**Requirement**
Check every line below for the word "styles" and copy each one that has it.

**Records with interface code**
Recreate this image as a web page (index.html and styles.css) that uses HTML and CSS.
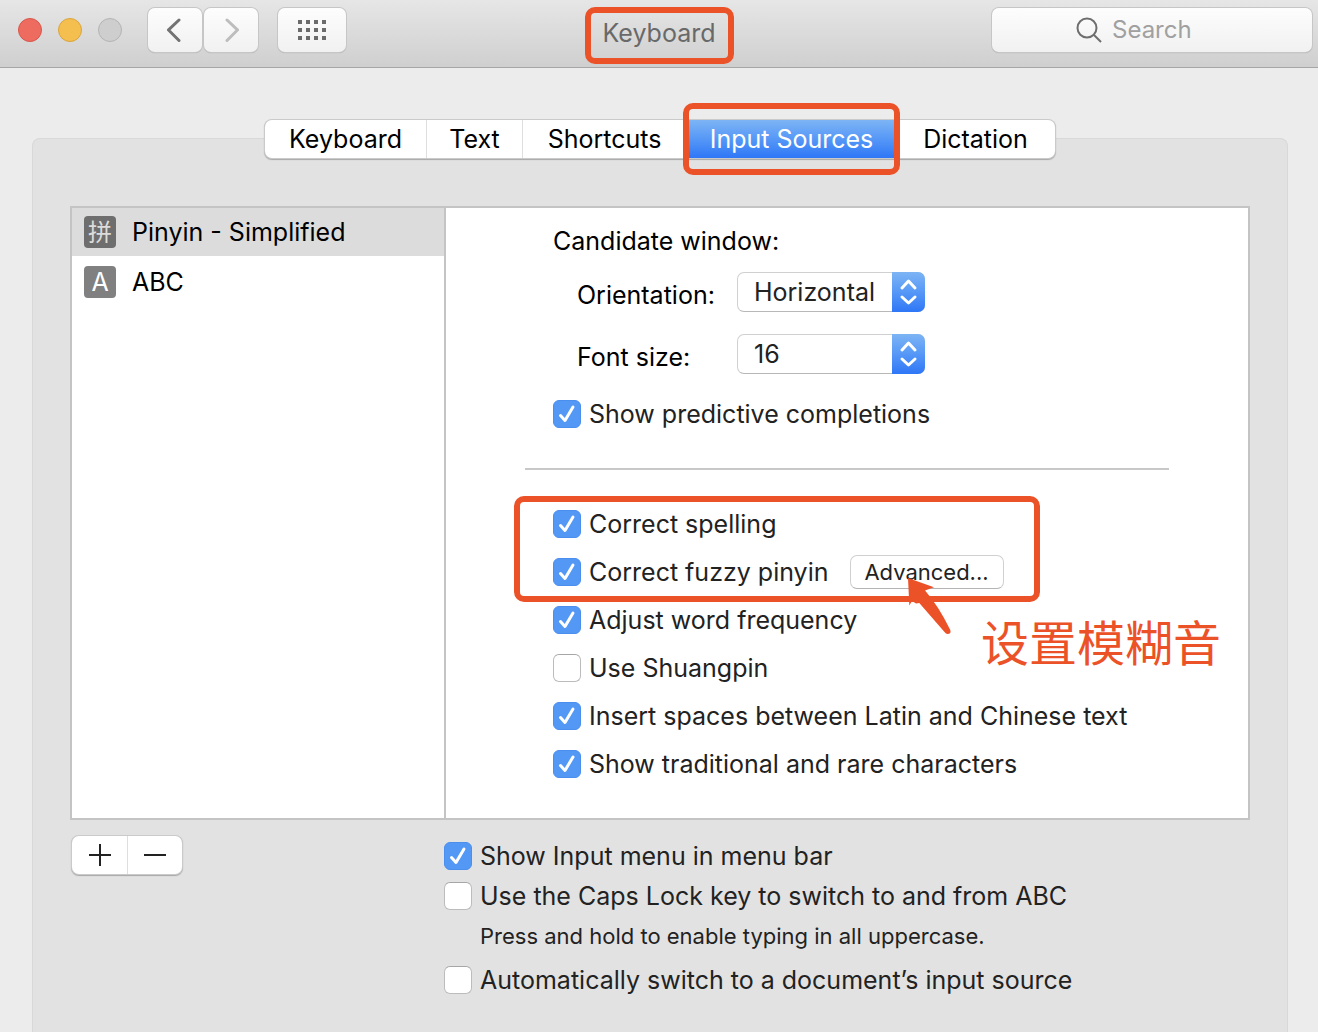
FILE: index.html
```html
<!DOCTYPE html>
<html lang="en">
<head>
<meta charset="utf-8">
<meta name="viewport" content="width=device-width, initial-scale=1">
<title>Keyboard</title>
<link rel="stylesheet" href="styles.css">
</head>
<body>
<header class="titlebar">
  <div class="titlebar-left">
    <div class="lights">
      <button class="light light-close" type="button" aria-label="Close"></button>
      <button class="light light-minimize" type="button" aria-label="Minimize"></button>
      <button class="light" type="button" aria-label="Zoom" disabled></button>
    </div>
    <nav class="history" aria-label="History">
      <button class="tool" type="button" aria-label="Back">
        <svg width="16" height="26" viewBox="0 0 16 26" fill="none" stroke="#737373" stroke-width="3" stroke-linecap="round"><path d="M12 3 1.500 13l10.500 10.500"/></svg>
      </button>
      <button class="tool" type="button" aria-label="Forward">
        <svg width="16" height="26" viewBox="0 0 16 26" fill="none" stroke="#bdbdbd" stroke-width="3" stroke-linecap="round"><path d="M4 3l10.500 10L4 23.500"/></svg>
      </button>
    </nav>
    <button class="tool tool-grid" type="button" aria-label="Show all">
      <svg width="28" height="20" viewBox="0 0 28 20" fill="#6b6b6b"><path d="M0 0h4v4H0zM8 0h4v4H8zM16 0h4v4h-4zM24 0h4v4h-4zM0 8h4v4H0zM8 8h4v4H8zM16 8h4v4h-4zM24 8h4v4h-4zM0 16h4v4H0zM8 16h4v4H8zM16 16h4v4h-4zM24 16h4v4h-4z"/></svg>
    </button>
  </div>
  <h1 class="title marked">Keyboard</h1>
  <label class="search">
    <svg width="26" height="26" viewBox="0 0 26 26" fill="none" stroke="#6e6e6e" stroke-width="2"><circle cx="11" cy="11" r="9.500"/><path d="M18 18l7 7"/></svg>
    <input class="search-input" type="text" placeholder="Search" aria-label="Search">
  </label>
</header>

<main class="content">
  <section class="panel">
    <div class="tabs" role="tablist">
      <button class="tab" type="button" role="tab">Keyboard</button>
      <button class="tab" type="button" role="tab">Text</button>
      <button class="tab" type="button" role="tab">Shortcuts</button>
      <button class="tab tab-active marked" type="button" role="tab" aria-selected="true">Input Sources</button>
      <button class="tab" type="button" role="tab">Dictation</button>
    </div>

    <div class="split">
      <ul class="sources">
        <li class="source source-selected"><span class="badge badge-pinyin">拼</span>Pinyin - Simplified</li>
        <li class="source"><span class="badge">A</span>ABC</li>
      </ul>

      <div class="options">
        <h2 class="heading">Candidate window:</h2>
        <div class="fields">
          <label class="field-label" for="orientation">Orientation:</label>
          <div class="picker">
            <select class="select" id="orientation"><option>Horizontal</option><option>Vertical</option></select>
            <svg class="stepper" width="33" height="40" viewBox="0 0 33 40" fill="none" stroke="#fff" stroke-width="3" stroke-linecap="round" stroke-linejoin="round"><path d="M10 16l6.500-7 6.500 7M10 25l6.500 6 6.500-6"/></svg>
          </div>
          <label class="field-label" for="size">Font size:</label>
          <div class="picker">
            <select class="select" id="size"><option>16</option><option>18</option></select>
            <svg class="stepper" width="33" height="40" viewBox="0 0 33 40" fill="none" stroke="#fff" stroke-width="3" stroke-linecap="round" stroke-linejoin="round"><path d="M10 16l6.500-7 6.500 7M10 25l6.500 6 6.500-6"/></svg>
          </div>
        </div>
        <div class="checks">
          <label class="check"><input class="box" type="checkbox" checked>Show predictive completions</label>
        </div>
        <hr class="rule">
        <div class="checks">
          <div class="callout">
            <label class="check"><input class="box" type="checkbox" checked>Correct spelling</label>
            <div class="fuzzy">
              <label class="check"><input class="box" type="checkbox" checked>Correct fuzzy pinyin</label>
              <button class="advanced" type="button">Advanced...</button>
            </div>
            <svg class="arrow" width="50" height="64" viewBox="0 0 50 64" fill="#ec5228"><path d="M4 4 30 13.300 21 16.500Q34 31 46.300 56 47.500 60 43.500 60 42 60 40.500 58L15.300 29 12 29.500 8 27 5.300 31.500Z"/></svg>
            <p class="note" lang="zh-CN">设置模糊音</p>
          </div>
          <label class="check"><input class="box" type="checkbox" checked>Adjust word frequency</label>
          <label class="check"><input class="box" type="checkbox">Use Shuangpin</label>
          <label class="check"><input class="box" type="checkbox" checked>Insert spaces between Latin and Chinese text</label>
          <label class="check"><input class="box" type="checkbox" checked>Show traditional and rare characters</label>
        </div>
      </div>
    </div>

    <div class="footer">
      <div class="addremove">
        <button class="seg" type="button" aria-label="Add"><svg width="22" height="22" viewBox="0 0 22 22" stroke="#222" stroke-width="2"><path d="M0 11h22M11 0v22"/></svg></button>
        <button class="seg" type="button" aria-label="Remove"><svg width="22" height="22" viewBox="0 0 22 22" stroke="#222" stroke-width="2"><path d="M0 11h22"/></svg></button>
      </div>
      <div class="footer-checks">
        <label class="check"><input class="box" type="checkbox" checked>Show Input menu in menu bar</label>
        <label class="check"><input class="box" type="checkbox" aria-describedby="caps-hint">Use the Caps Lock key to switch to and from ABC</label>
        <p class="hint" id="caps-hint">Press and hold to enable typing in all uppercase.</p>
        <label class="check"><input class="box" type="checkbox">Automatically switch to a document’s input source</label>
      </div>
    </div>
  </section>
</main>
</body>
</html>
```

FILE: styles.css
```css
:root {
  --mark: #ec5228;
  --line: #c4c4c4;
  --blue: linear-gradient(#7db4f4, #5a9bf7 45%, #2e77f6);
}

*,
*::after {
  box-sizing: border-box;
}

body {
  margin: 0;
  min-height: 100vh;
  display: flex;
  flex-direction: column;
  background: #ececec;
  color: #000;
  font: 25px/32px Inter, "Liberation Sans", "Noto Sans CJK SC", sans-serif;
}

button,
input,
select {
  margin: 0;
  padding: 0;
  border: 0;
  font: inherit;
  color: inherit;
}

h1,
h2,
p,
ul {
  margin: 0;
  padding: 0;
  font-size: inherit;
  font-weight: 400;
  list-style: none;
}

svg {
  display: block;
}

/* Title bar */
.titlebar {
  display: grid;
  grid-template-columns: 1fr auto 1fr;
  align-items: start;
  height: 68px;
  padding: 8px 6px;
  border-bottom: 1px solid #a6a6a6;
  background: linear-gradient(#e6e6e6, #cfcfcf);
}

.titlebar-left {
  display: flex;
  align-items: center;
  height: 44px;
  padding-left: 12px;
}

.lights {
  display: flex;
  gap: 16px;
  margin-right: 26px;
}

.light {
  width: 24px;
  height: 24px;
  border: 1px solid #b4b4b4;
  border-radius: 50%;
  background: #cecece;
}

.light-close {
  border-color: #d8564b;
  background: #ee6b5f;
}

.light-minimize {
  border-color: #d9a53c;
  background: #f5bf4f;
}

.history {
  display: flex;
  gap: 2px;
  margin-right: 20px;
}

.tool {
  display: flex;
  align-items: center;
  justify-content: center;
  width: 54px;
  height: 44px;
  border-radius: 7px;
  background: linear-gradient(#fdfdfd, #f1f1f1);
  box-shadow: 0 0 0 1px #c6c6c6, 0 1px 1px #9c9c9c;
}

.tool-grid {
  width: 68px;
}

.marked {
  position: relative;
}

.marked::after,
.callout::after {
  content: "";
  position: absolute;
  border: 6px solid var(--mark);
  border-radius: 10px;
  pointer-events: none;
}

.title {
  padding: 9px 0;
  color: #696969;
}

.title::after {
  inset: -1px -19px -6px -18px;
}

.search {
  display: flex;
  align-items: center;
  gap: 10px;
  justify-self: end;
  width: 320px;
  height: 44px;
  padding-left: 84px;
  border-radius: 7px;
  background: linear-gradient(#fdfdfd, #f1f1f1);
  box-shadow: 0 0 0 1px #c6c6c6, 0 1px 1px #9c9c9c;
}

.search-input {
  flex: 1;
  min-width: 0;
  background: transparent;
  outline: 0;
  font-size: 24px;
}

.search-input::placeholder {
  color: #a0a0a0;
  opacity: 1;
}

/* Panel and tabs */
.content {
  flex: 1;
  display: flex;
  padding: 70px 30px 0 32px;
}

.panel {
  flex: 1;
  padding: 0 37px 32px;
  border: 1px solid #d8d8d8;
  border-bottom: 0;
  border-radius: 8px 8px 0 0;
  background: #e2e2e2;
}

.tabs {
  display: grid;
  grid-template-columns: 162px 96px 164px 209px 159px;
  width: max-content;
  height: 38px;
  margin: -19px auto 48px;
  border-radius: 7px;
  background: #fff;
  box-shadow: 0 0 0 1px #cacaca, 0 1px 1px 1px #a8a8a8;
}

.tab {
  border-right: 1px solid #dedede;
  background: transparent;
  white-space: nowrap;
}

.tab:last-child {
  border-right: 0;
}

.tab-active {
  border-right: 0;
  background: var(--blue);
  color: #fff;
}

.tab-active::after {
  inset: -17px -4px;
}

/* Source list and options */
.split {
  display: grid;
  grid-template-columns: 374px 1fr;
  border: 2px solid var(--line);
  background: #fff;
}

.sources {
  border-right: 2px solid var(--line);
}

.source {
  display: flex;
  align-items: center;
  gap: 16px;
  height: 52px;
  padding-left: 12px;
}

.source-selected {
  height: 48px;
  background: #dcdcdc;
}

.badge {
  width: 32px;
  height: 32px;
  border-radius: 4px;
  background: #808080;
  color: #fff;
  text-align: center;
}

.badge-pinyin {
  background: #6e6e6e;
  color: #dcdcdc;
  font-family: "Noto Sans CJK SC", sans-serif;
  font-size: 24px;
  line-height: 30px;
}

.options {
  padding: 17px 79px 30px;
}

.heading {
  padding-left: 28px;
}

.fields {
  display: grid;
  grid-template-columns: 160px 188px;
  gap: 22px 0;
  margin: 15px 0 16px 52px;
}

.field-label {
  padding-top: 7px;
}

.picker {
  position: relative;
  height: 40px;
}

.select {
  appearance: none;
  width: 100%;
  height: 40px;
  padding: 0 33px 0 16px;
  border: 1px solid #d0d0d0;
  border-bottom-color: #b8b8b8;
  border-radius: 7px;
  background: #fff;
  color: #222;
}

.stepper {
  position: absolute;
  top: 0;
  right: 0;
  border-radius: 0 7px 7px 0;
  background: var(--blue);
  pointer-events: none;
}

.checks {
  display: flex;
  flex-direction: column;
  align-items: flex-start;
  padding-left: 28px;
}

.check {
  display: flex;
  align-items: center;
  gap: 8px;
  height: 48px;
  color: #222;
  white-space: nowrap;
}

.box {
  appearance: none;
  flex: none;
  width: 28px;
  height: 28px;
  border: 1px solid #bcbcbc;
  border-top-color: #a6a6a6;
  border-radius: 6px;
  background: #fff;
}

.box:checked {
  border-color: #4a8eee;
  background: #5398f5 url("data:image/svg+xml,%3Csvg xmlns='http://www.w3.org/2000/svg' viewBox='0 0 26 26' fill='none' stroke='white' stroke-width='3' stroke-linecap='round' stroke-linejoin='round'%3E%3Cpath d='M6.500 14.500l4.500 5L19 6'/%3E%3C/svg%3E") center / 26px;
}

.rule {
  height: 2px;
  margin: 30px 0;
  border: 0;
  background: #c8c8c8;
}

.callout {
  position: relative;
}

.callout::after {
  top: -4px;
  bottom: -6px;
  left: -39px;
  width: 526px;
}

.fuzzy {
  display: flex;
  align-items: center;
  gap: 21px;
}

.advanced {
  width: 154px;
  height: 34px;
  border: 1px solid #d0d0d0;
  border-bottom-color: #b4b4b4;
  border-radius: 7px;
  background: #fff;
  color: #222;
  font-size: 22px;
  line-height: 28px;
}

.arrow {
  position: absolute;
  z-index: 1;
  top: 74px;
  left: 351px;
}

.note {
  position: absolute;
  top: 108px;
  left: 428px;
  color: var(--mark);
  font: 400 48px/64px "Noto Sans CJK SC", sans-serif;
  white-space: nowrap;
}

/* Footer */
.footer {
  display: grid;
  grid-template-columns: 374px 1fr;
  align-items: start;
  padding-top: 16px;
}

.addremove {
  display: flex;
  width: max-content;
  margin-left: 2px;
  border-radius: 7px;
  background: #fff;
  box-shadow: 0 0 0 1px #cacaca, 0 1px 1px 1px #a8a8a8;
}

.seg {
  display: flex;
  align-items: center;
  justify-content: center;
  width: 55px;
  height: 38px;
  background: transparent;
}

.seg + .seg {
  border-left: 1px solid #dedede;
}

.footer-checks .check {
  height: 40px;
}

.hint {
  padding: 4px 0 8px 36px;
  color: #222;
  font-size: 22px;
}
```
* * *
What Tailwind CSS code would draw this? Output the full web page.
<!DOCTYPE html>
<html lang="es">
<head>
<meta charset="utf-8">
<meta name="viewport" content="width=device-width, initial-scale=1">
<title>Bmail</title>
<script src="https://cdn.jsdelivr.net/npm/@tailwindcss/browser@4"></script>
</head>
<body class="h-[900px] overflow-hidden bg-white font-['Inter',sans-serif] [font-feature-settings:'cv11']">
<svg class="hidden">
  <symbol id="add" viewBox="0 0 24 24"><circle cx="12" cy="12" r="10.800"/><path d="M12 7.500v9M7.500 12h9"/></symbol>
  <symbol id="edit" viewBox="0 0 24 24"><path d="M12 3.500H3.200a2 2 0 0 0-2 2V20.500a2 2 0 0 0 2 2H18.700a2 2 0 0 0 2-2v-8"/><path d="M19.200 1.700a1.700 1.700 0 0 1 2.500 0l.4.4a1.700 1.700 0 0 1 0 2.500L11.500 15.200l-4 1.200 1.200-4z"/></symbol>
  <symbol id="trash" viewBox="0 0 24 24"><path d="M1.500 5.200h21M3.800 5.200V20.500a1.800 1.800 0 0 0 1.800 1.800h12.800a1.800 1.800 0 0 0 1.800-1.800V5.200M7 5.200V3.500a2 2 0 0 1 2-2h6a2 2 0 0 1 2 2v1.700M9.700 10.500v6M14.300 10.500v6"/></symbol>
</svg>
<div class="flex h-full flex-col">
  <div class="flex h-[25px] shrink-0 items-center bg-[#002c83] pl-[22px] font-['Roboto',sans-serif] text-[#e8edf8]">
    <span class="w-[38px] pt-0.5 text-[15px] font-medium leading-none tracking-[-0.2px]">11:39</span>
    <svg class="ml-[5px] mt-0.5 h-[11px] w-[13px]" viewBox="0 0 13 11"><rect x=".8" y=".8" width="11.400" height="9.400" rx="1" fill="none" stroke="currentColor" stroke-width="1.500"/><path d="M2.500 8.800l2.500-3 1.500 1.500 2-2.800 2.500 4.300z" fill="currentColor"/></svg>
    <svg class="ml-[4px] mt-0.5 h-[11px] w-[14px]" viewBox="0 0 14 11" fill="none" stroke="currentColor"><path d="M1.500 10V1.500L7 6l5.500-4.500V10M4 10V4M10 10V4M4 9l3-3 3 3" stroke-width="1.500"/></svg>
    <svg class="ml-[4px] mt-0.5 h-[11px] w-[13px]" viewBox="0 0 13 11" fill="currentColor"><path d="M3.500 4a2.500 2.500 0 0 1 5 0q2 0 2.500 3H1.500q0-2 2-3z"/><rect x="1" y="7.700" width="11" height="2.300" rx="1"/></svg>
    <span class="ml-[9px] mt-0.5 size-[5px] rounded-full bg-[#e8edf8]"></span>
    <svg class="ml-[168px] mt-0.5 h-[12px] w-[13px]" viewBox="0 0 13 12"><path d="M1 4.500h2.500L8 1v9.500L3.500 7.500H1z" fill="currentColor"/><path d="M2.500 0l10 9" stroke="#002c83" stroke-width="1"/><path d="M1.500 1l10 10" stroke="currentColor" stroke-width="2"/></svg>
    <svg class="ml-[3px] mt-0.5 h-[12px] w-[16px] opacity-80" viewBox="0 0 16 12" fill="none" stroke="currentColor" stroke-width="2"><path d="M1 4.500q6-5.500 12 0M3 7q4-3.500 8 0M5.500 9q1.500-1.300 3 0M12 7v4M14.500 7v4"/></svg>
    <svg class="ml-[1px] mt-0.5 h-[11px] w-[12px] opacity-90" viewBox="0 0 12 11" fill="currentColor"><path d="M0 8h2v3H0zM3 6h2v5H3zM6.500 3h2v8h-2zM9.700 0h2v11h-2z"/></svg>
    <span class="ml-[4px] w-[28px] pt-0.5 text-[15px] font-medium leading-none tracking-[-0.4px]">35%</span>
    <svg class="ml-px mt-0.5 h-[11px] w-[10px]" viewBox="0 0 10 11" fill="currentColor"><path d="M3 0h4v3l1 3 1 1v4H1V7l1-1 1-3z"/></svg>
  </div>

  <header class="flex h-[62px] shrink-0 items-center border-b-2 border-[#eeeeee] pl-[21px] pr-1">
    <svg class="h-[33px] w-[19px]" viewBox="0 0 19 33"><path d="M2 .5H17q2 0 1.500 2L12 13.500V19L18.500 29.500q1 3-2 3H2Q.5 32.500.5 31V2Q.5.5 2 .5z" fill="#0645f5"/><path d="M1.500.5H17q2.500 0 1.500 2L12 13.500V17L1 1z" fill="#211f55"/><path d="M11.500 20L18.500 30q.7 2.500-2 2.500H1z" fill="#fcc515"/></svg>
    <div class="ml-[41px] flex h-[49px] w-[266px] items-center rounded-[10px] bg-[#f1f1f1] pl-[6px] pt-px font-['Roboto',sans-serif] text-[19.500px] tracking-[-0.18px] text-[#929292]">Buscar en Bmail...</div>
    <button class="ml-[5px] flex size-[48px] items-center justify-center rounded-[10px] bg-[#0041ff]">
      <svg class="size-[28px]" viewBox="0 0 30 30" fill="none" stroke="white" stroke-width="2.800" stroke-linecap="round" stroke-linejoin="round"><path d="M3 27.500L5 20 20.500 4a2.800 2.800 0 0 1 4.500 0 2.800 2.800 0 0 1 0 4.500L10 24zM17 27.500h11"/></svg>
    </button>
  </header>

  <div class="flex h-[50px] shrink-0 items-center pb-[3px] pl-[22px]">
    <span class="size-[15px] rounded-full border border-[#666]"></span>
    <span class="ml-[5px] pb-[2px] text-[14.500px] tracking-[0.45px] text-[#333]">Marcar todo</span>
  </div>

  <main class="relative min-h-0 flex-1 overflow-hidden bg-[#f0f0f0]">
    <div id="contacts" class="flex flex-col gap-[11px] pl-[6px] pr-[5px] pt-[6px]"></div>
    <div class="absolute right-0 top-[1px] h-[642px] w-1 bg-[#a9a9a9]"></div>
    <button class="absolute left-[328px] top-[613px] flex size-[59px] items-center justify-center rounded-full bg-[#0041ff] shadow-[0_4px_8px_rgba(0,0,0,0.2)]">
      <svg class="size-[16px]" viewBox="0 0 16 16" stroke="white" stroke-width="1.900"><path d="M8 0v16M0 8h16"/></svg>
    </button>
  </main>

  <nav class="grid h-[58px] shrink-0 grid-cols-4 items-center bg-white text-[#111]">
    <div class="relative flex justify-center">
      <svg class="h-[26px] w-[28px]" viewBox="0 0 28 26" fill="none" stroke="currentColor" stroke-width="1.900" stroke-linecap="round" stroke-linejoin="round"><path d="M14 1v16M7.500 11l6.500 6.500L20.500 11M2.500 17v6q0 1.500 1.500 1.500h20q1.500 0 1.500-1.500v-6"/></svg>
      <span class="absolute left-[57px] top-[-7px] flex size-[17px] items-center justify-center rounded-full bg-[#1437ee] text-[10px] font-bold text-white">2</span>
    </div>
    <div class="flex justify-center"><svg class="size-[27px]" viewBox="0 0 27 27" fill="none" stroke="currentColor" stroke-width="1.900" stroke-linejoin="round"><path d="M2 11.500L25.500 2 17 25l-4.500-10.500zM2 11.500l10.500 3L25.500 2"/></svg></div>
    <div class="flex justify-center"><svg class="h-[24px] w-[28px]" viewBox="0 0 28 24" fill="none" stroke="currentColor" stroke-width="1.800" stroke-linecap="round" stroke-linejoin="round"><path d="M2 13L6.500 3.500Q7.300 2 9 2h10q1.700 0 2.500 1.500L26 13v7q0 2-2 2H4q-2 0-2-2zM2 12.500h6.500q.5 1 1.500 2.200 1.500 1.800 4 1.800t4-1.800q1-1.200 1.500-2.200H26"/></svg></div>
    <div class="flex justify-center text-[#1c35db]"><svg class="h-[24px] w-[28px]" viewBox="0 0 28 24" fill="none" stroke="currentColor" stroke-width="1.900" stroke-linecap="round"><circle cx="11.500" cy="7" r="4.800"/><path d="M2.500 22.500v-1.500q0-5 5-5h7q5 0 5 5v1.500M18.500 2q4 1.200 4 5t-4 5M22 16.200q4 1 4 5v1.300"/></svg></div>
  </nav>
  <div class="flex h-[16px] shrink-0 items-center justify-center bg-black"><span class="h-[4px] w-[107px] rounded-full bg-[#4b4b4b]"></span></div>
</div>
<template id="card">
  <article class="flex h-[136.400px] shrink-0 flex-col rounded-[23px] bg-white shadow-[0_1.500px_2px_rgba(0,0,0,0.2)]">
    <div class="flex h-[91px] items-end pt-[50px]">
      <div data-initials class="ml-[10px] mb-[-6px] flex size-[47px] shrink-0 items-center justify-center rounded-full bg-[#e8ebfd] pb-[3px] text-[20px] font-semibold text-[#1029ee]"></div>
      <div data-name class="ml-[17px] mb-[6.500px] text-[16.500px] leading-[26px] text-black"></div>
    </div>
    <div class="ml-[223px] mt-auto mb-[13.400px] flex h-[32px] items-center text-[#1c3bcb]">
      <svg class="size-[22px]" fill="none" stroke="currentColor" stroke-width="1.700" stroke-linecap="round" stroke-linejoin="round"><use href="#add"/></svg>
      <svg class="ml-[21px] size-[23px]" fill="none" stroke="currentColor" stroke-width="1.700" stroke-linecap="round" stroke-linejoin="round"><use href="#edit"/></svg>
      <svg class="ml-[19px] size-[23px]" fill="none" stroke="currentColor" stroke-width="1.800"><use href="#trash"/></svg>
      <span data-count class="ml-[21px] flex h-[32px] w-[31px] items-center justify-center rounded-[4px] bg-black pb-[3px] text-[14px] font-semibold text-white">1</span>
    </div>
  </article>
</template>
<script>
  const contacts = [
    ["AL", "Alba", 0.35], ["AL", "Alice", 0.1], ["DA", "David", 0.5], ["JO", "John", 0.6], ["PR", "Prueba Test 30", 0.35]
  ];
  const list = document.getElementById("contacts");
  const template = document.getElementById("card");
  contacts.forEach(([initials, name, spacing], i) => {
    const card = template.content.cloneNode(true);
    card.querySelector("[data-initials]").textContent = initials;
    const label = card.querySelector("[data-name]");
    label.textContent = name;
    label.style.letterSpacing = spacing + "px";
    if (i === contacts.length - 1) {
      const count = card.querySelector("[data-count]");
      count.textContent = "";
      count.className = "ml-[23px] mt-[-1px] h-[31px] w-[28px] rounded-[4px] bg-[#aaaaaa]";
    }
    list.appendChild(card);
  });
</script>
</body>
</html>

**Answer below**
Recreate this image as a web page (index.html and styles.css) that uses HTML and CSS.
<link rel="stylesheet" href="styles.css">
FILE: styles.css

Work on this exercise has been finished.